Сергей Медведев: В какой момент Солженицын осознал себя пророком? Это было уже после рака: бог спас его от рака? У него же было сознание богоизбранности.
Михаил Голубков: Конечно, рак – это тот момент, когда это укрепилось. Но мне кажется, оно было изначально, он всегда знал, что станет писателем. Но каким писателем, говорил он, если бы не лагерь? Советским. Вот таким писателем он не хотел стать. И, может быть, действительно, ощущение писательства – это богоизбранность.
Сергей Медведев: Помните эпизод, когда он оставил в электричке рукопись "Архипелага" и ему ее вернули? Это просто чудесное спасение!
Даниил Цыганков: С "Архипелагом" вообще происходили разные приключения. Самый известный – Елизавета Воронянская не сожгла экземпляр, и его захватил КГБ. После этого Солженицын дал команду печатать. И тут какое-то стечение обстоятельств – и самоубийство Воронянской…

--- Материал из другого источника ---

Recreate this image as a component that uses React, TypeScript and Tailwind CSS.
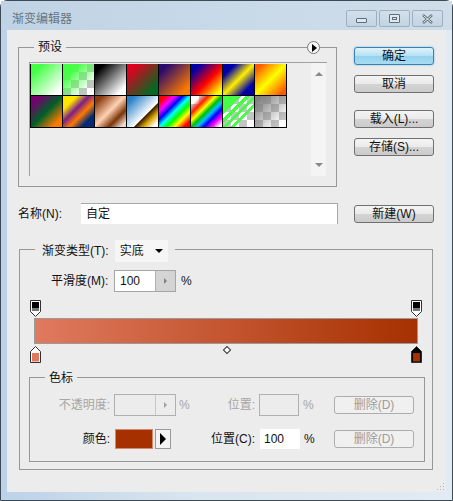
import { type ReactNode } from "react";

const row1 = [
  "bg-[linear-gradient(135deg,#45ff45_18%,#ffffff_88%)]",
  "bg-[linear-gradient(135deg,#45ff45_25%,#45ff4500_80%),conic-gradient(#c4c4c4_25%,#ffffff_0_50%,#c4c4c4_0_75%,#ffffff_0)] [background-size:100%_100%,16px_16px]",
  "bg-[linear-gradient(135deg,#000000_15%,#ffffff_85%)]",
  "bg-[linear-gradient(135deg,#e00020_15%,#006a20_85%)]",
  "bg-[linear-gradient(135deg,#2a0a6c_15%,#ff7a00_85%)]",
  "bg-[linear-gradient(135deg,#0000a8_15%,#ff0000_55%,#ffff00_90%)]",
  "bg-[linear-gradient(135deg,#0000a8_20%,#ffee00_50%,#0000a8_80%)]",
  "bg-[linear-gradient(135deg,#ff5a00_10%,#ffff00_50%,#ff5a00_90%)]",
];

const row2 = [
  "bg-[linear-gradient(135deg,#75006f_15%,#005f28_50%,#ff7a00_85%)]",
  "bg-[linear-gradient(135deg,#ffe600_22%,#7d2088_42%,#ff7a00_60%,#002a78_80%)]",
  "bg-[linear-gradient(135deg,#8a3c10_12%,#ffd2b4_48%,#7c3408_72%,#eadbd0_92%)]",
  "bg-[linear-gradient(135deg,#2a80c8_12%,#ffffff_60%,#3a1800_62%,#d8a400_76%,#ffffff_92%)]",
  "bg-[linear-gradient(135deg,#ff0000_10%,#ff00ff_25%,#0000ff_38%,#00ffff_50%,#00ff00_62%,#ffff00_75%,#ff0000_90%)]",
  "bg-[linear-gradient(135deg,#ffffff00_15%,#ff2000_28%,#ffff00_40%,#00c000_50%,#00c0ff_60%,#0000ff_70%,#ff00ff_82%,#ffffff00_95%),conic-gradient(#c4c4c4_25%,#ffffff_0_50%,#c4c4c4_0_75%,#ffffff_0)] [background-size:100%_100%,16px_16px]",
  "bg-[linear-gradient(135deg,#45ff45_30%,#45ff4500_30%_36%,#45ff45_36%_44%,#45ff4500_44%_49%,#45ff45_49%_56%,#45ff4500_56%_62%,#45ff45_62%_68%,#45ff4500_68%),conic-gradient(#c4c4c4_25%,#ffffff_0_50%,#c4c4c4_0_75%,#ffffff_0)] [background-size:100%_100%,16px_16px]",
  "bg-[linear-gradient(135deg,#808080_10%,#80808000_85%),conic-gradient(#c4c4c4_25%,#ffffff_0_50%,#c4c4c4_0_75%,#ffffff_0)] [background-size:100%_100%,16px_16px]",
];

function Button({
  children,
  className = "",
  disabled,
}: {
  children: ReactNode;
  className?: string;
  disabled?: boolean;
}) {
  return (
    <div
      className={`flex h-[18px] w-[80px] items-center justify-center rounded-[3px] border text-[12px] leading-none ${
        disabled
          ? "border-[#adadad] bg-[#f0f0f0] text-[#9d9d9d]"
          : "border-[#707070] bg-[linear-gradient(#f4f4f4,#ebebeb_48%,#d4d4d4_52%,#cbcbcb)] text-[#111111]"
      } ${className}`}
    >
      {children}
    </div>
  );
}

function TopStop({ fill }: { fill: string }) {
  return (
    <svg width="12" height="17" viewBox="0 0 12 17" className="block">
      <path d="M0.5 0.5H10.5V11.5L5.5 16.5L0.5 11.5Z" fill="#ffffff" stroke="#303030" />
      <rect x="2" y="2" width="7" height="9" fill={fill} />
      <rect x="2" y="8" width="7" height="3" fill="#777777" />
    </svg>
  );
}

function BottomStop({ fill, active }: { fill: string; active?: boolean }) {
  return (
    <svg width="12" height="17" viewBox="0 0 12 17" className="block">
      <path
        d="M0.5 16.5V5.5L5.5 0.5L10.5 5.5V16.5Z"
        fill={active ? "#000000" : "#ffffff"}
        stroke="#303030"
      />
      <rect x="2" y="7" width="7" height="8.5" fill={fill} />
    </svg>
  );
}

function Spinner({ disabled }: { disabled?: boolean }) {
  return (
    <div
      className={`flex h-[20px] w-[20px] items-center justify-center border-l ${
        disabled ? "border-[#c8c8c8] bg-[#ececec]" : "border-[#b0b0b0] bg-[#d4d4d4]"
      }`}
    >
      <div
        className={`h-0 w-0 border-y-[3px] border-l-[3px] border-y-transparent ${
          disabled ? "border-l-[#a0a0a0]" : "border-l-[#808080]"
        }`}
      />
    </div>
  );
}

function CaptionButton({ children }: { children: ReactNode }) {
  return (
    <div className="flex h-[17px] w-[31px] items-center justify-center rounded-[2px] border border-[#9db0c1] bg-[linear-gradient(#d3e0eb,#c3d3e0)]">
      {children}
    </div>
  );
}

export default function App() {
  return (
    <div className="flex h-[501px] w-[453px] flex-col rounded-t-[7px] border border-[#3d4a55] bg-[linear-gradient(90deg,#bcd2e8,#d8e4ee_40%,#e2ebf3)] font-['Liberation_Sans','Noto_Sans_CJK_SC',sans-serif] text-[12px] text-[#111111]">
      {/* Title bar */}
      <div className="flex h-[29px] shrink-0 items-start justify-between bg-[linear-gradient(90deg,#c0d3e4,#c8d9e8_50%,#cfdde9)] pl-[11px] pr-[9px]">
        <span className="mt-[11px] text-[12px] leading-[14px] text-[#66747f]">渐变编辑器</span>
        <div className="mt-[9px] flex gap-[2px]">
          <CaptionButton>
            <div className="mt-[3px] h-[5px] w-[11px] rounded-[1px] border border-[#5d6d7a] bg-[#dfe8ef]" />
          </CaptionButton>
          <CaptionButton>
            <div className="flex h-[9px] w-[11px] items-center justify-center rounded-[1px] border border-[#5d6d7a] bg-[#dfe8ef]">
              <div className="h-[3px] w-[5px] border border-[#5d6d7a]" />
            </div>
          </CaptionButton>
          <CaptionButton>
            <svg width="13" height="10" viewBox="0 0 13 10">
              <path d="M2 1L11 9M11 1L2 9" stroke="#5d6d7a" strokeWidth="2.4" />
              <path d="M2.5 1.5L10.5 8.5M10.5 1.5L2.5 8.5" stroke="#eef3f7" strokeWidth="1" />
            </svg>
          </CaptionButton>
        </div>
      </div>

      {/* Client area */}
      <div className="relative mx-[6px] mb-[8px] flex-1 bg-[#ececec] pl-[11px] pt-[17px]">
        <div className="flex gap-[17px]">
          {/* Presets */}
          <div className="relative h-[140px] w-[319px] border border-[#979797] pl-[10px] pt-[14px]">
            <span className="absolute left-[15px] top-[-9px] bg-[#ececec] px-[4px] text-[12px] leading-[16px]">
              预设
            </span>
            <div className="absolute right-[16px] top-[-7px] flex h-[13px] w-[13px] items-center justify-center rounded-full border border-[#777777] bg-[#f6f6f6]">
              <div className="ml-[1px] h-0 w-0 border-y-[4px] border-l-[5px] border-y-transparent border-l-black" />
            </div>
            <div className="flex h-[114px] w-[298px] border-l border-t border-[#a0a0a0] bg-[#ededed]">
              <div className="pt-[1px]">
                <div className="flex flex-col gap-[1px] bg-black pb-[1px] pl-[1px]">
                  <div className="flex">
                    {row1.map((c) => (
                      <div key={c} className={`mr-[1px] h-[31px] w-[31px] ${c}`} />
                    ))}
                  </div>
                  <div className="flex">
                    {row2.map((c) => (
                      <div key={c} className={`mr-[1px] h-[31px] w-[31px] ${c}`} />
                    ))}
                  </div>
                </div>
              </div>
              <div className="ml-auto mr-[1px] flex w-[15px] flex-col items-center justify-between bg-[#f4f4f4] py-[9px]">
                <div className="h-0 w-0 border-x-[4px] border-b-[4px] border-x-transparent border-b-[#8a8a8a]" />
                <div className="h-0 w-0 border-x-[4px] border-t-[4px] border-x-transparent border-t-[#8a8a8a]" />
              </div>
            </div>
          </div>

          {/* Dialog buttons */}
          <div className="flex flex-col">
            <Button className="!border-[#3c7fb1] !bg-[linear-gradient(#dff3fb,#b6e2f5_48%,#94d3ee_52%,#a8dcf2)] shadow-[0_0_2px_#5ab6e4]">
              确定
            </Button>
            <Button className="mt-[10px]">取消</Button>
            <Button className="mt-[17px]">载入(L)...</Button>
            <Button className="mt-[10px]">存储(S)...</Button>
          </div>
        </div>

        {/* Name */}
        <div className="mt-[16px] flex h-[21px] items-center">
          <span className="w-[63px] whitespace-nowrap">名称(N):</span>
          <div className="flex h-[21px] w-[257px] items-center border-r border-t border-[#a8a8a8] bg-white pl-[5px] leading-none">
            自定
          </div>
          <Button className="ml-[16px]">新建(W)</Button>
        </div>

        {/* Gradient type */}
        <div className="relative ml-[1px] mt-[25px] h-[221px] w-[414px] border border-[#979797] pl-[10px] pt-[20px]">
          <div className="absolute left-[15px] top-[-10px] flex h-[22px] items-center gap-[6px] bg-[#ececec] px-[7px]">
            <span>渐变类型(T):</span>
            <div className="flex h-[22px] w-[53px] items-center justify-between bg-[#f6f6f6] pl-[5px] pr-[5px]">
              实底
              <div className="h-0 w-0 border-x-[4px] border-t-[4px] border-x-transparent border-t-black" />
            </div>
          </div>

          <div className="flex h-[22px] items-center">
            <span className="ml-[21px] w-[63px] whitespace-nowrap">平滑度(M):</span>
            <div className="flex h-[22px] w-[62px] items-center border border-[#a5a5a5] bg-white pl-[5px]">
              <span className="flex-1">100</span>
              <Spinner />
            </div>
            <span className="ml-[5px]">%</span>
          </div>

          {/* Gradient bar with its stops */}
          <div className="mt-[8px] flex w-[393px] justify-between">
            <TopStop fill="#000000" />
            <TopStop fill="#000000" />
          </div>
          <div className="ml-[4px] mt-[1px] h-[26px] w-[384px] border border-[#9a9a9a] bg-[linear-gradient(90deg,#e07a5f,#a63000)]" />
          <div className="mt-[2px] flex w-[393px] items-start justify-between">
            <BottomStop fill="#e07a5f" />
            <div className="mt-[1px] h-[6px] w-[6px] rotate-45 border border-[#303030] bg-white" />
            <BottomStop fill="#a63000" active />
          </div>

          {/* Colour stops */}
          <div className="relative ml-[-1px] mt-[14px] h-[85px] w-[396px] border border-[#979797] pl-[4px] pt-[16px]">
            <span className="absolute left-[15px] top-[-8px] bg-[#ececec] px-[4px] leading-[16px]">
              色标
            </span>

            <div className="flex h-[22px] items-center text-[#a6a6a6]">
              <span className="w-[80px] whitespace-nowrap pr-[4px] text-right">不透明度:</span>
              <div className="flex h-[22px] w-[62px] items-center justify-end border border-[#b0b0b0] bg-[#ececec]">
                <Spinner disabled />
              </div>
              <span className="ml-[3px] w-[48px]">%</span>
              <span className="w-[28px] whitespace-nowrap text-right">位置:</span>
              <div className="ml-[4px] h-[22px] w-[40px] border border-[#b0b0b0]" />
              <span className="ml-[4px] w-[31px]">%</span>
              <Button disabled>删除(D)</Button>
            </div>

            <div className="mt-[13px] flex h-[20px] items-center">
              <span className="w-[80px] whitespace-nowrap pr-[4px] text-right">颜色:</span>
              <div className="ml-[1px] h-[20px] w-[38px] border border-[#d08a70] bg-[#a63000]" />
              <div className="ml-[2px] flex h-[20px] w-[16px] items-center justify-center border border-[#9a9a9a] bg-[#f4f4f4]">
                <div className="h-0 w-0 border-y-[6px] border-l-[6px] border-y-transparent border-l-black" />
              </div>
              <span className="ml-[36px] w-[48px] whitespace-nowrap text-right">位置(C):</span>
              <div className="ml-[5px] flex h-[20px] w-[40px] items-center bg-white pl-[4px]">100</div>
              <span className="ml-[4px] w-[30px]">%</span>
              <Button disabled>删除(D)</Button>
            </div>
          </div>
        </div>

        {/* Resize grip */}
        <svg width="9" height="9" viewBox="0 0 9 9" className="absolute bottom-[1px] right-[1px]">
          <path d="M7 1h1v1H7zM7 4h1v1H7zM7 7h1v1H7zM4 4h1v1H4zM4 7h1v1H4zM1 7h1v1H1z" fill="#b4b4b4" />
        </svg>
      </div>
    </div>
  );
}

Сергей Медведев: Не все знают этот эпизод ее общения с КГБ.
Даниил Цыганков: После четырехдневного допроса, где ее достаточно быстро сломали, они выдала, где он хранится, и покончила самоубийством. Одна из сильнейших метафор: Солженицын говорит, что, кроме всех этих миллионов жертв, о которых говорится в "Архипелаге", еще качается труп этой несчастной женщины. В этом смысле Солженицын совершенно беспощаден как ритор в борьбе с советской властью. Это просто удары на разрушение.
Все сравнивали Солженицына с Лениным, но тут я не соглашусь. Мне кажется, дух раскола пронизывал всех крупных литераторов ХХ века. Ленин тоже в каком-то смысле был литератором (и политиком). Интересно, что Солженицын 1967 года в каком-то смысле перестает быть писателем и становится политиком. Письмо съезду – это действие политика.
Сергей Медведев: Сейчас столетие не только Солженицына, но и огромного века русской литературы и того периода, когда литература могла менять действительность. Солженицын – это книги, которые дали ту реальность, в которой мы сегодня живем, с благодарностью вспоминая его.